■ Data excerpt
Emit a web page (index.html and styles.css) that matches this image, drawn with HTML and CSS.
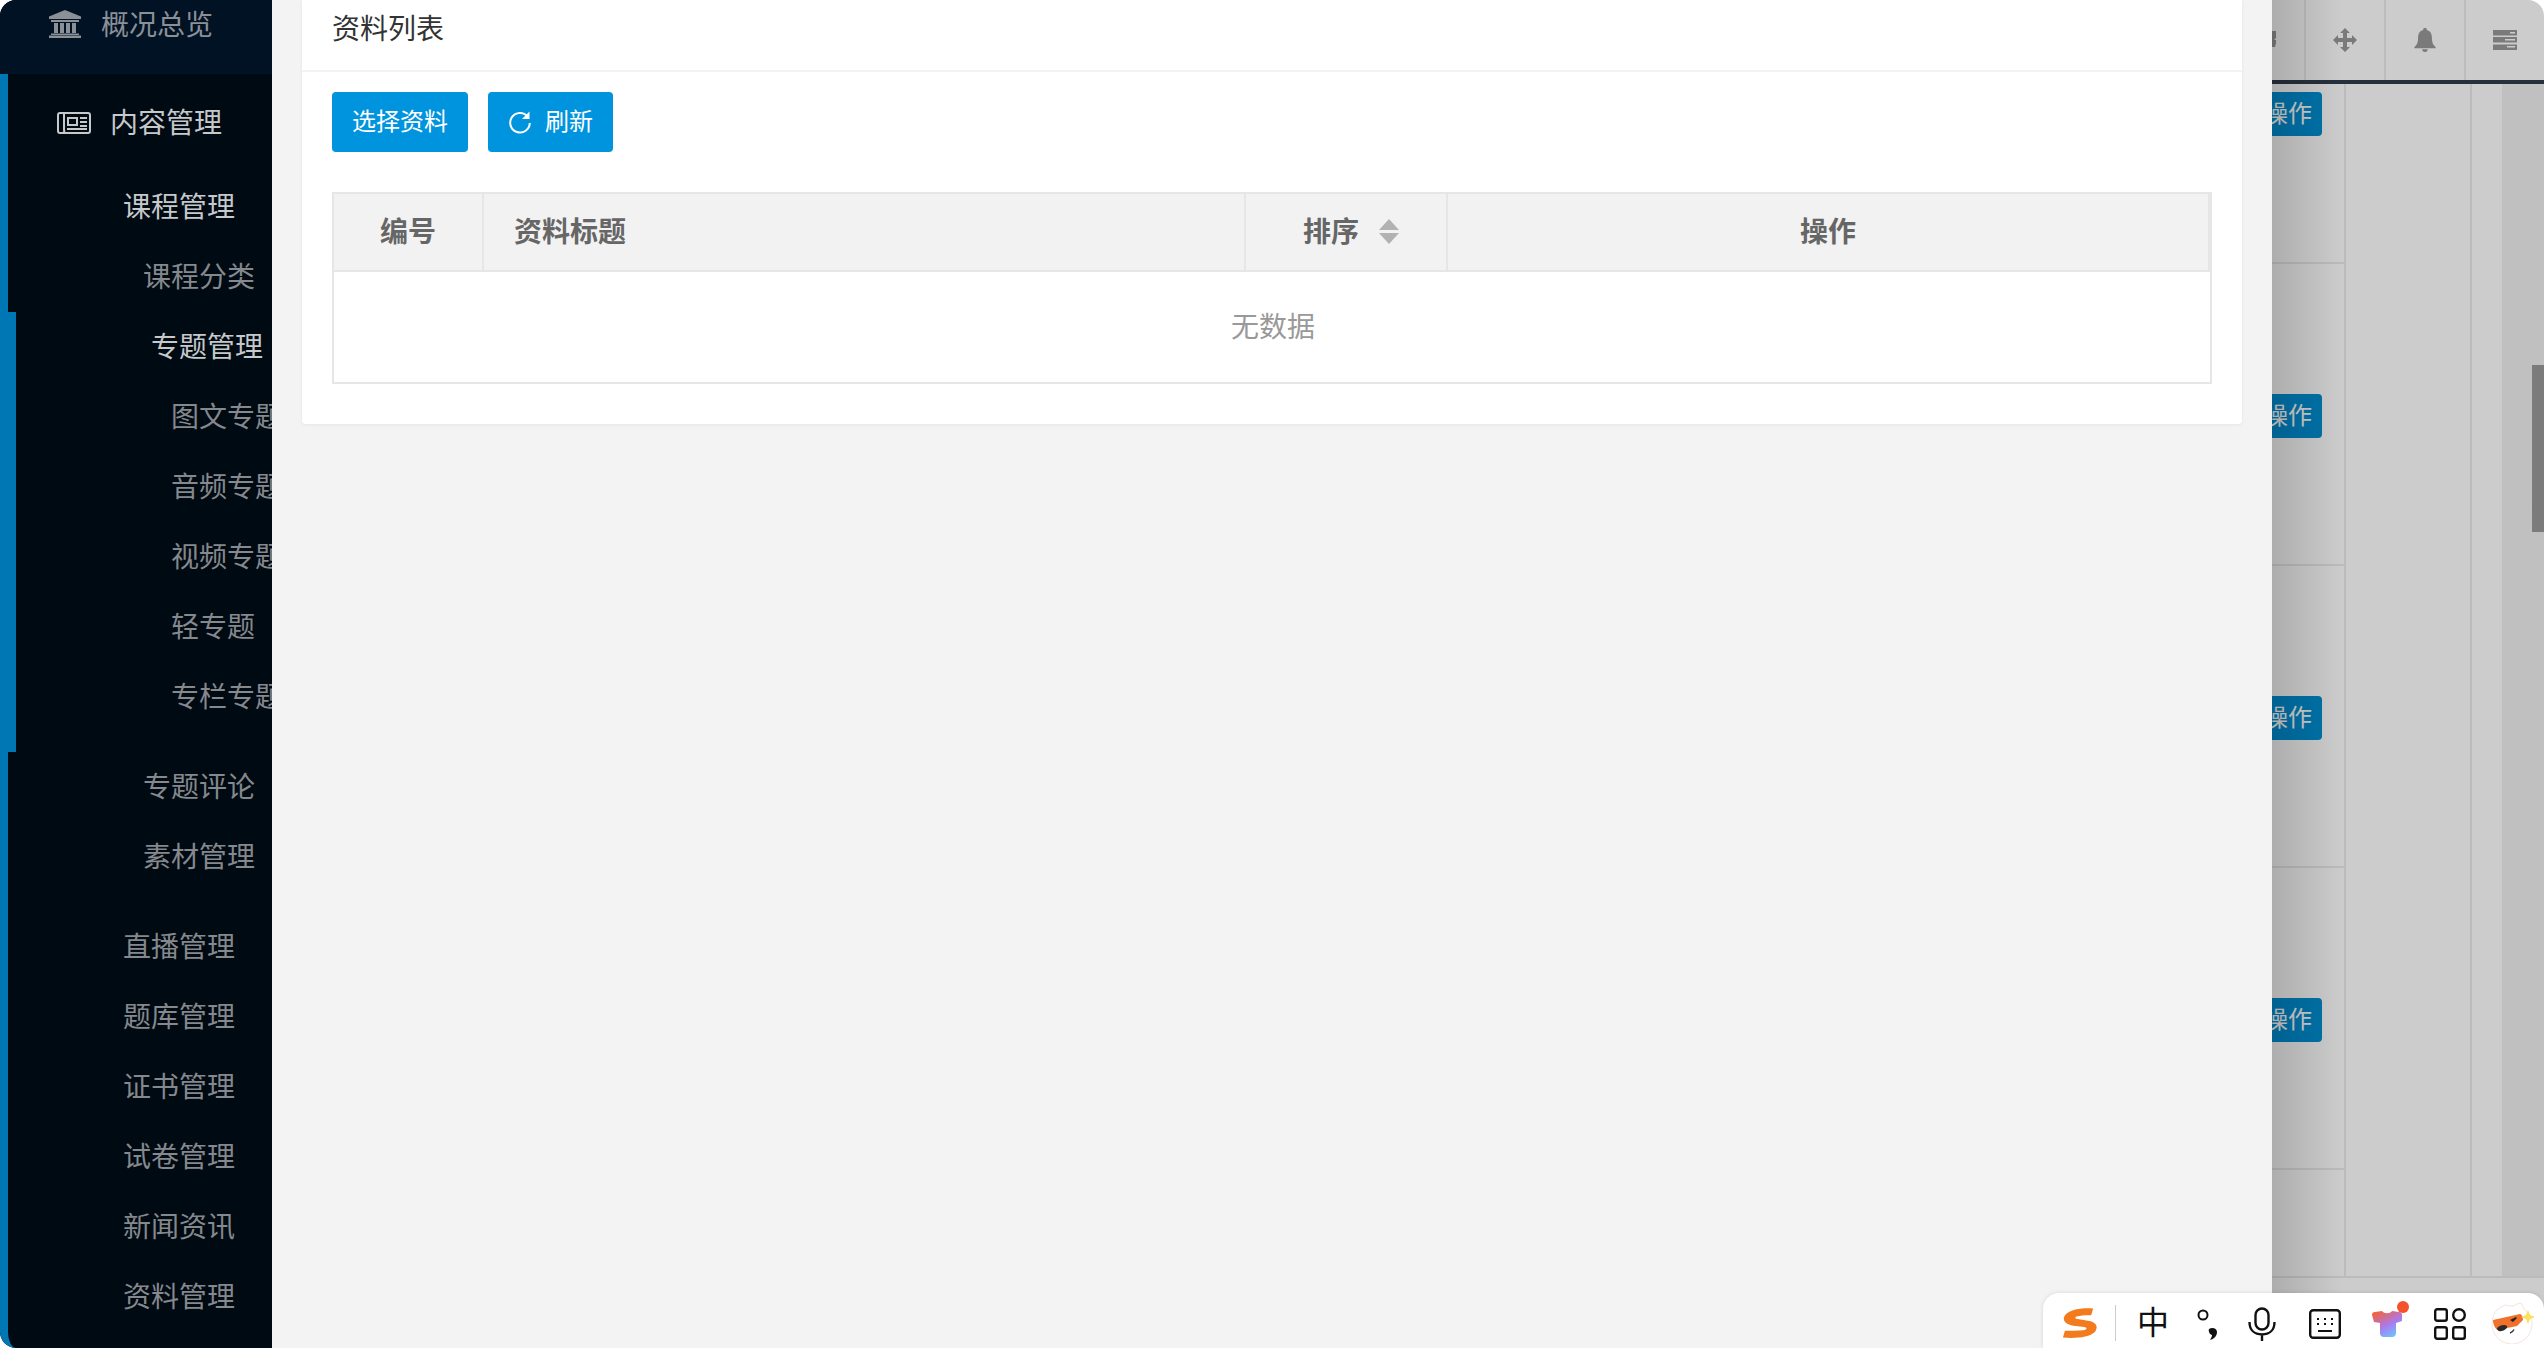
FILE: index.html
```html
<!DOCTYPE html>
<html lang="zh-CN">
<head>
<meta charset="utf-8">
<title>资料列表</title>
<link rel="stylesheet" href="styles.css">
</head>
<body>
<div class="app">
  <aside class="sidebar">
    <div class="nav-top">
      <svg class="ico-bank" viewBox="0 0 32 28"><path d="M16 0 32 6.500V9H0V6.500Z"/><path d="M2 10h28v2H2zM5 13h4v10H5zM11 13h4v10h-4zM17 13h4v10h-4zM23 13h4v10h-4zM2 23.500h28V25H2zM0 25.500h32V28H0z"/></svg>
      <span>概况总览</span>
    </div>
    <div class="group">
      <div class="nav-head">
        <svg class="ico-news" viewBox="0 0 34 22"><rect x="1" y="1" width="32" height="20" rx="2" fill="none" stroke="currentColor" stroke-width="2"/><path d="M7 1v17a2 2 0 0 1-2 3" fill="none" stroke="currentColor" stroke-width="2"/><path d="M10 5h11v9H10zM12 7v5h7V7zM23 5h7v2h-7zM23 9h7v2h-7zM23 13h7v2h-7zM10 16h20v2H10z" fill="currentColor" fill-rule="evenodd"/></svg>
        <span class="head-text">内容管理</span>
      </div>
      <div class="nav-row lv1 on">课程管理</div>
      <div class="nav-row lv2">课程分类</div>
      <div class="topic">
        <div class="nav-row lv2b on">专题管理</div>
        <div class="nav-row lv3">图文专题</div>
        <div class="nav-row lv3">音频专题</div>
        <div class="nav-row lv3">视频专题</div>
        <div class="nav-row lv3">轻专题</div>
        <div class="nav-row lv3">专栏专题</div>
      </div>
      <div class="nav-row lv2">专题评论</div>
      <div class="nav-row lv2 gap-after">素材管理</div>
      <div class="nav-row lv1">直播管理</div>
      <div class="nav-row lv1">题库管理</div>
      <div class="nav-row lv1">证书管理</div>
      <div class="nav-row lv1">试卷管理</div>
      <div class="nav-row lv1">新闻资讯</div>
      <div class="nav-row lv1">资料管理</div>
    </div>
  </aside>

  <main class="panel">
    <section class="card">
      <header class="card-head">资料列表</header>
      <div class="card-body">
        <div class="toolbar">
          <button class="btn">选择资料</button>
          <button class="btn">
            <svg class="ico-refresh" viewBox="0 0 22 24"><path d="M18.600 6.500A9.800 9.800 0 1 0 20.800 13" fill="none" stroke="#fff" stroke-width="2"/><path d="M20.500 1.500V9h-7.500z" fill="#fff"/></svg>
            <span>刷新</span>
          </button>
        </div>
        <table class="grid">
          <colgroup><col class="c1"><col class="c2"><col class="c3"><col class="c4"></colgroup>
          <thead>
            <tr>
              <th>编号</th>
              <th class="left">资料标题</th>
              <th><span class="sort-wrap">排序<span class="sort"><i class="up"></i><i class="down"></i></span></span></th>
              <th>操作</th>
            </tr>
          </thead>
          <tbody>
            <tr><td colspan="4" class="empty">无数据</td></tr>
          </tbody>
        </table>
      </div>
    </section>
  </main>

  <div class="under">
    <div class="under-head">
      <div class="hcell first"><svg class="ico-clip" viewBox="0 0 4 16"><path d="M0 0h4v7L2 9h2v3l-1 4H0z"/></svg></div>
      <div class="hcell">
        <svg class="ico-h" viewBox="0 0 24 24"><path d="M12 0 17 5H14V10H19V7L24 12 19 17V14H14V19H17L12 24 7 19H10V14H5V17L0 12 5 7V10H10V5H7Z"/></svg>
      </div>
      <div class="hcell">
        <svg class="ico-h" viewBox="0 0 24 26"><path d="M12 0a1.800 1.800 0 0 1 1.800 2.300C18 3.300 19.500 6.500 19.500 11c0 5 1.500 7.500 4 9.500v1.500H.5v-1.500c2.500-2 4-4.500 4-9.500 0-4.500 1.500-7.700 5.700-8.700A1.800 1.800 0 0 1 12 0zM9 23h6a3 3 0 0 1-6 0z"/></svg>
      </div>
      <div class="hcell last">
        <svg class="ico-h" viewBox="0 0 24 20"><path fill-rule="evenodd" d="M0 0h24v5.500H0zM17 2v1.500h5V2zM0 7h24v5.500H0zM12 9v1.500h10V9zM0 14.500h24V20H0zM14 16v1.500h8V16z"/></svg>
      </div>
    </div>
    <div class="under-main">
      <div class="col-ops">
        <div class="row first"><button class="op">操作</button></div>
        <div class="row"><button class="op">操作</button></div>
        <div class="row"><button class="op">操作</button></div>
        <div class="row"><button class="op">操作</button></div>
        <div class="row end"></div>
      </div>
      <div class="col-mid"></div>
      <div class="col-narrow"></div>
      <div class="track"><div class="thumb"></div></div>
    </div>
    <div class="under-foot"></div>
  </div>

  <div class="ime">
    <svg class="i-s" viewBox="0 0 38 32"><path d="M33 1C22 0 6 2 3 10c-1 6 5 8 12 9l9 1c3 .5 3 3-1 3.500-6 .5-14 .5-19 .5l-2 7c13 1 27 0 33-6 4-6 0-10-6-11l-12-2c-3-.5-3-2.500 0-3 4-1 9-1 14-1z" fill="#f37b1e"/></svg>
    <span class="i-sep"></span>
    <span class="i-zh">中</span>
    <svg class="i-punct" viewBox="0 0 22 32"><circle cx="6" cy="6" r="4.500" fill="none" stroke="#111" stroke-width="2"/><path d="M12 20c3-2 8-1 8 3 0 4-3 7-7 8 1-2 2-3 2-5-2 0-4-4-3-6z" fill="#111"/></svg>
    <svg class="i-mic" viewBox="0 0 28 34"><rect x="7.500" y="1.500" width="13" height="21" rx="6.500" fill="none" stroke="#111" stroke-width="2.400"/><path d="M1.500 15c0 8 5 12.500 12.500 12.500S26.500 23 26.500 15M14 27v7" fill="none" stroke="#111" stroke-width="2.400"/></svg>
    <svg class="i-kbd" viewBox="0 0 32 30"><rect x="1.200" y="1.200" width="29.600" height="27.600" rx="3" fill="none" stroke="#111" stroke-width="2.400"/><path d="M8 9h2v2H8zM15 9h2v2h-2zM22 9h2v2h-2zM8 14h2v2H8zM15 14h2v2h-2zM22 14h2v2h-2zM9 21h14v2H9z" fill="#111"/></svg>
    <svg class="i-shirt" viewBox="0 0 37 38"><defs><linearGradient id="shirtg" x1=".2" y1="0" x2=".8" y2="1"><stop offset="0" stop-color="#f5603a"/><stop offset=".55" stop-color="#a97bf0"/><stop offset="1" stop-color="#66ccff"/></linearGradient></defs><path d="M0 15c0-2 1-3 3-3l7-1c2 3 8 3 10 0l7 1c2 0 3 1 3 3l0 6-6 2v10c0 2-1 4-4 4h-8c-3 0-4-2-4-4V23l-6-1z" fill="url(#shirtg)"/><circle cx="31" cy="7" r="6" fill="#f4512c"/></svg>
    <svg class="i-apps" viewBox="0 0 32 32"><rect x="1.200" y="1.200" width="11.600" height="11.600" rx="2" fill="none" stroke="#111" stroke-width="2.400"/><circle cx="25" cy="7" r="5.800" fill="none" stroke="#111" stroke-width="2.400"/><rect x="1.200" y="19.200" width="11.600" height="11.600" rx="2" fill="none" stroke="#111" stroke-width="2.400"/><rect x="19.200" y="19.200" width="11.600" height="11.600" rx="2" fill="none" stroke="#111" stroke-width="2.400"/></svg>
    <svg class="i-mascot" viewBox="0 0 44 42"><path d="M7 8c3-2 5-4 8-5 3 1 5 1 8 1 3-1 5-3 8-3 1 2 2 4 3 6 5 4 8 9 8 15a20 20 0 0 1-40 0C2 16 4 11 7 8z" fill="#fff" stroke="#f5e4df"/><path d="M3 18 30 12c2 0 3 4 3 6l-6 6-20 4c-3-3-4-7-4-10z" fill="#f0702c"/><path d="M20 18c2-1 4-2 6-3l1 1-4 4z" fill="#222"/><path d="M7 26c3-3 8-4 10-2 1 3-5 6-8 5-1 0-2-2-2-3z" fill="#2a2a2a"/><path d="M20 31c2-.5 3-1.500 4-3.500" fill="none" stroke="#333" stroke-width="1.500"/><path d="M38 8l2 5 5 2-5 2-2 5-2-5-5-2 5-2z" fill="#f9e15c"/></svg>
  </div>
</div>
</body>
</html>
```
FILE: styles.css
```css
* { box-sizing: border-box; }
html, body { margin: 0; padding: 0; background: #fff; }
body { font-family: "Noto Sans CJK SC", "Liberation Sans", sans-serif; }
.app {
  position: relative;
  display: flex;
  width: 2544px;
  height: 1348px;
  overflow: hidden;
}

/* sidebar */
.sidebar {
  width: 272px;
  flex: none;
  height: 1348px;
  display: flex;
  flex-direction: column;
  overflow: hidden;
  border-radius: 16px 0 0 16px;
  background: #000a13;
  font-size: 28px;
  white-space: nowrap;
}
.nav-top {
  height: 74px;
  flex: none;
  background: #001223;
  color: #8b9097;
  display: flex;
  align-items: flex-start;
  padding-left: 49px;
  line-height: 46px;
}
.ico-bank { width: 32px; height: 28px; margin: 10px 20px 0 0; fill: #8b9097; }
.group {
  flex: 1;
  border-left: 8px solid #0077b5;
  border-bottom-left-radius: 16px;
  padding-top: 14px;
  color: #85888c;
}
.nav-head {
  height: 70px;
  margin-bottom: 14px;
  padding-left: 49px;
  display: flex;
  align-items: center;
  color: #c6c8ca;
}
.head-text { margin-bottom: 4px; }
.ico-news { width: 34px; height: 22px; margin-right: 19px; flex: none; color: #c6c8ca; }
.nav-row { height: 70px; line-height: 66px; }
.nav-row.on { color: #c6c8ca; }
.lv1 { padding-left: 115px; }
.lv2 { padding-left: 135px; }
.lv2b { padding-left: 135px; }
.lv3 { padding-left: 155px; }
.gap-after { margin-bottom: 20px; }
.topic {
  border-left: 8px solid #0077b5;
  padding-bottom: 20px;
}

/* main panel */
.panel {
  width: 2000px;
  flex: none;
  height: 1348px;
  background: #f3f3f3;
  padding: 0 30px;
}
.card {
  background: #fff;
  border-radius: 0 0 4px 4px;
  box-shadow: 0 1px 4px rgba(0, 0, 0, .06);
}
.card-head {
  height: 72px;
  line-height: 54px;
  padding-left: 30px;
  border-bottom: 2px solid #f3f3f3;
  font-size: 28px;
  color: #333;
}
.card-body { padding: 20px 30px 40px; }
.toolbar { display: flex; gap: 20px; margin-bottom: 40px; }
.btn {
  height: 60px;
  padding: 0 20px 6px;
  border: 0;
  border-radius: 4px;
  background: #0094de;
  color: #fff;
  font: inherit;
  font-size: 24px;
  display: flex;
  align-items: center;
}
.ico-refresh { width: 22px; height: 24px; margin: 6px 14px 0 1px; }
.grid {
  width: 1880px;
  table-layout: fixed;
  border-collapse: separate;
  border-spacing: 0;
  border: 2px solid #e6e6e6;
  font-size: 28px;
}
.c1 { width: 150px; }
.c2 { width: 762px; }
.c3 { width: 202px; }
.c4 { width: 762px; }
.grid th {
  height: 78px;
  padding: 0 0 4px;
  background: #f2f2f2;
  border-right: 2px solid #e6e6e6;
  border-bottom: 2px solid #e6e6e6;
  color: #666;
  font-weight: 700;
  text-align: center;
}
.grid th.left { text-align: left; padding-left: 30px; }
.sort-wrap { display: inline-flex; align-items: center; margin-left: 10px; }
.sort { display: inline-flex; flex-direction: column; gap: 3px; margin: 2px 0 0 20px; }
.sort i { display: block; width: 0; height: 0; border-left: 10px solid transparent; border-right: 10px solid transparent; }
.sort .up { border-bottom: 11px solid #b2b2b2; }
.sort .down { border-top: 11px solid #b2b2b2; }
.empty { height: 110px; padding: 0 0 4px 2px; text-align: center; color: #999; }

/* dimmed page behind the panel */
.under {
  position: relative;
  width: 272px;
  flex: none;
  height: 1348px;
  overflow: hidden;
  display: flex;
  flex-direction: column;
  border-top-right-radius: 16px;
  background: #fff;
}
.under::after {
  content: "";
  position: absolute;
  inset: 0;
  background: linear-gradient(90deg, rgba(0, 0, 0, .32), rgba(0, 0, 0, .2) 70px);
}
.under-head {
  height: 84px;
  flex: none;
  display: flex;
  border-bottom: 4px solid #2f3c4b;
}
.hcell {
  width: 80px;
  display: flex;
  align-items: center;
  justify-content: center;
  border-right: 2px solid #ececec;
  flex: none;
}
.hcell.first { width: 34px; justify-content: flex-start; }
.hcell.last { flex: 1; border-right: 0; }
.ico-clip { width: 4px; height: 16px; fill: #999; margin-top: -2px; }
.ico-h { width: 24px; height: 24px; fill: #999; }
.under-main { display: flex; height: 1192px; flex: none; }
.col-ops { width: 74px; flex: none; border-right: 2px solid #eaeaea; overflow: hidden; }
.row {
  height: 302px;
  border-bottom: 2px solid #eaeaea;
  display: flex;
  justify-content: flex-end;
  align-items: center;
  padding: 4px 22px 0 0;
}
.row.first { height: 180px; align-items: flex-start; padding-top: 8px; }
.row.end { height: 106px; border-bottom: 0; }
.op {
  flex: none;
  width: 68px;
  height: 44px;
  padding: 0 0 4px;
  border: 0;
  border-radius: 4px;
  background: #008fd4;
  color: #fff;
  font: inherit;
  font-size: 24px;
  line-height: 40px;
}
.col-mid { width: 126px; flex: none; border-right: 2px solid #eaeaea; }
.col-narrow { width: 30px; flex: none; }
.track { flex: 1; background: #f0f0f0; padding-top: 281px; display: flex; justify-content: flex-end; }
.thumb { width: 12px; height: 167px; background: #9a9a9a; }
.under-foot { flex: 1; border-top: 2px solid #eaeaea; }

/* floating input method bar */
.ime {
  position: absolute;
  right: 0;
  bottom: 0;
  z-index: 2;
  width: 501px;
  height: 55px;
  background: #fff;
  border-radius: 16px 16px 0 0;
  box-shadow: 0 0 4px rgba(0, 0, 0, .12);
  display: flex;
  align-items: flex-start;
}
.i-s { width: 37px; height: 32px; margin: 14px 0 0 18px; flex: none; }
.i-sep { width: 1px; height: 36px; margin: 12px 0 0 17px; background: #ccc; flex: none; }
.i-zh { width: 32px; margin: 8px 0 0 21px; font-size: 32px; line-height: 38px; color: #111; flex: none; }
.i-punct { width: 22px; height: 32px; margin: 16px 0 0 28px; flex: none; }
.i-mic { width: 28px; height: 34px; margin: 14px 0 0 29px; flex: none; }
.i-kbd { width: 32px; height: 30px; margin: 16px 0 0 33px; flex: none; }
.i-shirt { width: 37px; height: 38px; margin: 7px 0 0 31px; flex: none; }
.i-apps { width: 32px; height: 32px; margin: 15px 0 0 25px; flex: none; }
.i-mascot { width: 44px; height: 42px; margin: 9px 0 0 24px; flex: none; }
```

■ Exercise description
Each line containing the word "styles" counts once; say how many such lines there are, giving only the number.

■ Written answer
3